I was reading through a brief response by Erin Brenner to Bill Walsh’s contention that the try and X construction should be opposed. (You know, like “I’ll try and write a new post sometime soon.”) Walsh’s basic point:

“‘I have to enforce this peeve,’ [Walsh] said. ‘You try to do something. To try and do something is to (a) try to do it, and (b) do it, which is not the intended meaning of the phrase.’

And Brenner’s:

The problem I have with Walsh’s reasoning is that try and is an idiom. There’s no point in trying to make sense of an idiom’s grammar; an idiom has its own unique (‘peculiar,’ says the American Heritage Dictionary) grammar. It doesn’t have to make literal sense.”

I agree with Brenner here. Sure, try and X doesn’t seem to make much sense.* But it doesn’t matter if it makes sense; if we’re trying to study language, we don’t get to say “I don’t understand this data” and throw it away. We’re stuck with the fact that people say and write try and X (the OED even offers an example from Paradise Regained, and Google Books has one from 1603) and it feels natural to most people.

When Walsh says that “To try and do something is to (a) try to do it, and (b) do it”, it’s clear what he’s getting at, but he’s wrong because that’s not what it means. What it means is what people use it to mean, and people overwhelmingly use it to mean (approximately) “try to do something”. That’s how language works; if everyone thinks a construction means X, then it means X.

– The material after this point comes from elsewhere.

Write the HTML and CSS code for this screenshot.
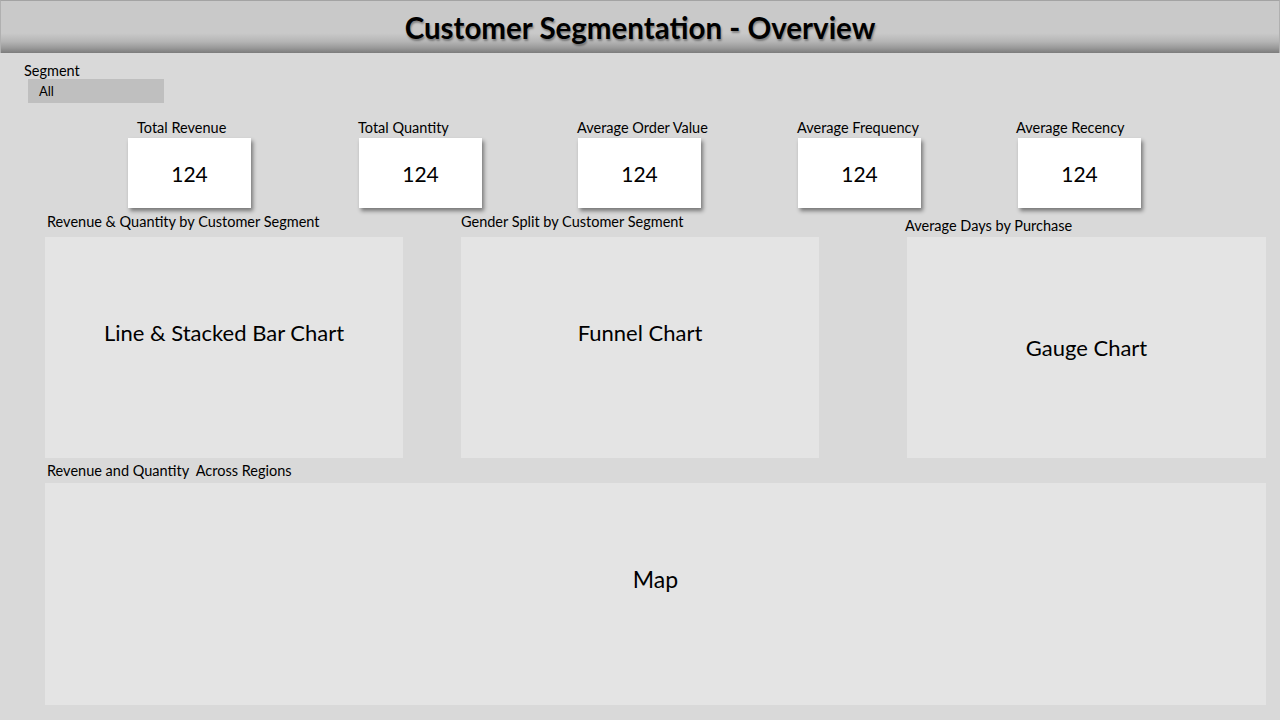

It’s a similar problem with could care less, which people exasperatedly complain should be couldn’t care less. Of course it “should”. But everyone understands could care less to mean what it’s used to mean (with the possible exception of non-native English speakers and obstinate native speakers). And whenever most everyone agrees on what something means, whether it be a word or a phrase or an idiom, that’s right, no matter how illogical it seems.

That might sound weird. But if we’re going to treat language as something to be studied, as a science, then that ties our hands a bit. Quantum mechanics is a hot mess, and it sure would have been easier if it were Newtonian physics all the way down. But physicists don’t get to say, “nah, that’s crazy, let’s just keep using Newtonian models.”** Taxonomists don’t get to say “nope, platypuses are too strange, we just won’t classify them.” And so on.

[Psyduck]

Thankfully, taxonomists don’t have to classify Psyduck.

You can have an unassailable argument for why we shouldn’t be able to get the meaning out of a word or phrase or construction, but if everyone understands it, your argument is wrong. This is an essential fact of language. There are rules in language, but if the language itself breaks them, then it’s a shortcoming of the rule, not of the language.

So what can we say about try and? We can try to put together an explanation for how the unexpected meaning arose, looking at possible ancestries for it, possible analogical routes that might have spurred it. We can classify where and when and how it’s used (it’s generally informal, for instance). But when it comes time to figure out how it makes sense, it could well end up that all we can do is throw up our hands, call it an idiom, and move on. After all, what’s really interesting about language (at least for linguists) is the higher-level stuff like phonology or syntax or computational psycholinguistics; idioms are just the charming baubles that catch our eyes.

Of course, none of this means that one can’t be against an idiom — only that its supposed illogic is one of the weakest reasons to oppose it. I don’t have a problem with Walsh correcting try and in situations where it’s inappropriate or likely to cause confusion (e.g., formal writing or writing directed at an international audience). I do the same with non-literal literally, not because it’s confusing or incomprehensible or uneducated or new — it’s not — but because it feels cheap and hyperbolic to me, especially when used regularly. But these are stylistic choices, not grammatical ones. They aren’t returning logic to language.

*: It makes a little bit more sense when you think of the construction as an analogue of come and X or go and X, and realize that and in this situation is indicating dependence between the attempt and the action rather than simultaneity. The seeming noncompositionality of the construction may be in part due to language change, as the MWDEU notes that various related constructions (e.g., begin and) were common in the past, and thus when try and emerged, the dependent sense of and may have been more productive. In fact, the MWDEU hypothesizes that try and may predate try to.

**: Of course, they can do this when they’re staying at macroscopic scales, where quantum effects are undetectable — and thank God for that, or I’d’ve never survived college physics classes.